O pedido de Renata foi feito em reunião com a pesquisadora Monique Cruz, da Justiça Global, entidade que é consultora do CNDH, da qual participaram a mãe de Kathlen, Jackllini Lopes, e Marcelo Ramos.
Segundo Renata, que também ingressou com representação no Ministério Público estadual para cobrar a investigação e a responsabilização dos autores e dos mandantes do assassinato de Kathlen, a expectativa é a de que o CNDH também acompanhe as investigações do caso e fortaleça as condições para a apuração isenta e rigorosa dos fatos.

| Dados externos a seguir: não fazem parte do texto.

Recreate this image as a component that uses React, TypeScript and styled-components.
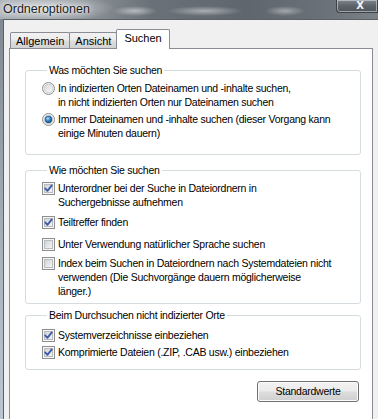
import React, { useId } from 'react';
import styled, { createGlobalStyle } from 'styled-components';

const GlobalStyle = createGlobalStyle`
  html, body {
    margin: 0;
    padding: 0;
  }
  body {
    font-family: "Liberation Sans", Arial, sans-serif;
    font-size: 10.5px;
    letter-spacing: -0.25px;
    color: #000;
    background: #9aa3ab;
  }
`;

const Window = styled.div`
  width: 378px;
  height: 419px;
  overflow: hidden;
  display: flex;
  flex-direction: column;
  background: linear-gradient(180deg, #7d858d 0%, #a7b2bd 60%, #b9c6d2 100%);
`;

const TitleBar = styled.div`
  height: 19px;
  flex-shrink: 0;
  display: flex;
  align-items: flex-start;
  background:
    radial-gradient(ellipse 22px 5px at 135px 11px, rgba(235, 240, 245, 0.55), transparent),
    radial-gradient(ellipse 38px 5px at 205px 11px, rgba(235, 240, 245, 0.5), transparent),
    radial-gradient(ellipse 20px 5px at 285px 11px, rgba(235, 240, 245, 0.45), transparent),
    radial-gradient(ellipse 70px 14px at 45px 8px, rgba(225, 228, 230, 0.85), transparent),
    linear-gradient(90deg, #a8aeb3 0%, #8c9399 22%, #6a7178 40%, #5f666d 65%, #697077 85%, #7a8187 100%);
`;

const TitleText = styled.div`
  padding: 2px 0 0 3px;
  font-size: 12.5px;
  letter-spacing: 0;
  line-height: 15px;
  color: #1c1c1c;
  text-shadow: 0 0 6px rgba(255, 255, 255, 0.9), 0 0 2px rgba(255, 255, 255, 0.8);
`;

const CloseButton = styled.div`
  margin-left: auto;
  width: 42px;
  height: 13px;
  box-sizing: border-box;
  border: 1px solid #3d4248;
  border-top: none;
  border-radius: 0 0 0 4px;
  box-shadow: inset 0 0 0 1px rgba(220, 226, 232, 0.55);
  background: linear-gradient(180deg, #80868c 0%, #5d636a 50%, #4f555c 100%);
  color: #f2f4f6;
  font-family: "DejaVu Sans", sans-serif;
  font-weight: bold;
  font-size: 10px;
  letter-spacing: 0;
  line-height: 11px;
  text-align: center;
  padding-left: 6px;
`;

const Body = styled.div`
  flex: 1;
  margin-left: 3px;
  border-left: 1px solid #5b6167;
  border-top: 1px solid #5b6167;
  background: #f0f0f0;
  padding: 9px 5px 0 5px;
  display: flex;
  flex-direction: column;
`;

const TabStrip = styled.div`
  display: flex;
  align-items: flex-end;
  height: 20px;
  padding-left: 1px;
  margin-bottom: -1px;
  position: relative;
  z-index: 1;
`;

const Tab = styled.div<{ $active?: boolean }>`
  box-sizing: border-box;
  height: ${(p) => (p.$active ? '20px' : '16px')};
  margin-bottom: ${(p) => (p.$active ? '0' : '1px')};
  margin-right: -1px;
  padding: ${(p) => (p.$active ? '1px 7px 0 7px' : '1px 5px 0 5px')};
  border: 1px solid #898c95;
  border-bottom: none;
  border-radius: 2px 2px 0 0;
  background: ${(p) =>
    p.$active ? '#ffffff' : 'linear-gradient(180deg, #f2f2f2 0%, #ebebeb 45%, #dddddd 55%, #d2d2d2 100%)'};
  font-size: 11px;
  letter-spacing: 0;
  line-height: 14px;
  position: relative;
  z-index: ${(p) => (p.$active ? 2 : 1)};
`;

const Panel = styled.div`
  height: 400px;
  border: 1px solid #898c95;
  background: #ffffff;
  padding: 14px 11px 0 15px;
  display: flex;
  flex-direction: column;
`;

const Group = styled.fieldset<{ $gapTop?: number; $padTop: number; $padBottom: number }>`
  margin: ${(p) => p.$gapTop ?? 0}px 0 0 0;
  padding: ${(p) => p.$padTop}px 0 ${(p) => p.$padBottom}px 16px;
  border: 1px solid #d5dcdf;
  border-radius: 3px;
  min-width: 0;
  display: flex;
  flex-direction: column;
`;

const Legend = styled.legend`
  margin-left: 5px;
  padding: 0 2px;
  line-height: 14px;
`;

const Row = styled.label<{ $gap?: number }>`
  display: flex;
  align-items: flex-start;
  margin-top: ${(p) => p.$gap ?? 0}px;
  line-height: 14px;
  white-space: nowrap;
`;

const Mark = styled.span`
  flex-shrink: 0;
  width: 13px;
  height: 13px;
  margin-top: 1px;
  margin-right: 3px;
  display: flex;
`;

const ButtonRow = styled.div`
  display: flex;
  justify-content: flex-end;
  margin-top: 11px;
  padding-right: 2px;
`;

const Button = styled.div`
  box-sizing: border-box;
  width: 102px;
  height: 21px;
  border: 1px solid #707070;
  border-radius: 3px;
  box-shadow: inset 0 0 0 1px #fcfcfc;
  background: linear-gradient(180deg, #f2f2f2 0%, #ebebeb 48%, #dddddd 52%, #cfcfcf 100%);
  text-align: center;
  line-height: 19px;
`;

const Radio = ({ checked }: { checked?: boolean }) => {
  const id = useId().replace(/:/g, '');
  return (
    <svg width="13" height="13" viewBox="0 0 13 13">
      <defs>
        <linearGradient id={`rb${id}`} x1="0" y1="0" x2="1" y2="1">
          <stop offset="0" stopColor="#d4d6d8" />
          <stop offset="1" stopColor="#fbfbfb" />
        </linearGradient>
        <radialGradient id={`rd${id}`} cx="0.4" cy="0.35" r="0.7">
          <stop offset="0" stopColor="#b6e3ff" />
          <stop offset="0.45" stopColor="#3a8ccb" />
          <stop offset="1" stopColor="#0d3f72" />
        </radialGradient>
      </defs>
      <circle cx="6.5" cy="6.5" r="6" fill="#f4f4f4" stroke="#8e8f8f" />
      <circle cx="6.5" cy="6.5" r="4.3" fill={`url(#rb${id})`} stroke="#c4c7ca" strokeWidth="0.8" />
      {checked && <circle cx="6.5" cy="6.5" r="3.4" fill={`url(#rd${id})`} stroke="#1b4c7e" strokeWidth="0.6" />}
    </svg>
  );
};

const Check = ({ checked }: { checked?: boolean }) => {
  const id = useId().replace(/:/g, '');
  return (
    <svg width="13" height="13" viewBox="0 0 13 13">
      <defs>
        <linearGradient id={`cb${id}`} x1="0" y1="0" x2="1" y2="1">
          <stop offset="0" stopColor="#cfd1d4" />
          <stop offset="1" stopColor="#f7f7f7" />
        </linearGradient>
      </defs>
      <rect x="0.5" y="0.5" width="12" height="12" fill="#f6f6f6" stroke="#8e8f8f" />
      <rect x="2.5" y="2.5" width="8" height="8" fill={`url(#cb${id})`} stroke="#b8bbbf" />
      {checked && (
        <path d="M3.2 6.4 L5.4 8.8 L9.8 3.4" fill="none" stroke="#3f5da8" strokeWidth="1.9" strokeLinecap="round" strokeLinejoin="round" />
      )}
    </svg>
  );
};

const App: React.FC = () => {
  return (
    <>
      <GlobalStyle />
      <Window>
        <TitleBar>
          <TitleText>Ordneroptionen</TitleText>
          <CloseButton>X</CloseButton>
        </TitleBar>
        <Body>
          <TabStrip>
            <Tab>Allgemein</Tab>
            <Tab>Ansicht</Tab>
            <Tab $active>Suchen</Tab>
          </TabStrip>
          <Panel>
            <Group $padTop={4} $padBottom={14}>
              <Legend>Was möchten Sie suchen</Legend>
              <Row>
                <Mark><Radio /></Mark>
                <span>
                  In indizierten Orten Dateinamen und -inhalte suchen,
                  <br />
                  in nicht indizierten Orten nur Dateinamen suchen
                </span>
              </Row>
              <Row $gap={3}>
                <Mark><Radio checked /></Mark>
                <span>
                  Immer Dateinamen und -inhalte suchen (dieser Vorgang kann
                  <br />
                  einige Minuten dauern)
                </span>
              </Row>
            </Group>
            <Group $gapTop={8} $padTop={4} $padBottom={5}>
              <Legend>Wie möchten Sie suchen</Legend>
              <Row>
                <Mark><Check checked /></Mark>
                <span>
                  Unterordner bei der Suche in Dateiordnern in
                  <br />
                  Suchergebnisse aufnehmen
                </span>
              </Row>
              <Row $gap={6}>
                <Mark><Check checked /></Mark>
                <span>Teiltreffer finden</span>
              </Row>
              <Row $gap={8}>
                <Mark><Check /></Mark>
                <span>Unter Verwendung natürlicher Sprache suchen</span>
              </Row>
              <Row $gap={5}>
                <Mark><Check /></Mark>
                <span>
                  Index beim Suchen in Dateiordnern nach Systemdateien nicht
                  <br />
                  verwenden (Die Suchvorgänge dauern möglicherweise
                  <br />
                  länger.)
                </span>
              </Row>
            </Group>
            <Group $gapTop={4} $padTop={6} $padBottom={10}>
              <Legend>Beim Durchsuchen nicht indizierter Orte</Legend>
              <Row>
                <Mark><Check checked /></Mark>
                <span>Systemverzeichnisse einbeziehen</span>
              </Row>
              <Row $gap={3}>
                <Mark><Check checked /></Mark>
                <span>Komprimierte Dateien (.ZIP, .CAB usw.) einbeziehen</span>
              </Row>
            </Group>
            <ButtonRow>
              <Button>Standardwerte</Button>
            </ButtonRow>
          </Panel>
        </Body>
      </Window>
    </>
  );
};

export default App;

“Na verdade, a Chacina do Jacarezinho e o assassinato da Kathlen não são casos desconectados. Ambos são expressões da mesma política racista e genocida de segurança pública que sempre eliminou as vidas negras e faveladas, mas que agora se mostra ainda mais grave porque toda essa barbárie tem tido aval público do governo estadual. O governador Cláudio Castro precisa, inclusive, ser responsabilizado por essa política e as suas violentas consequências para as vidas da população negra e pobre”, afirma a parlamentar.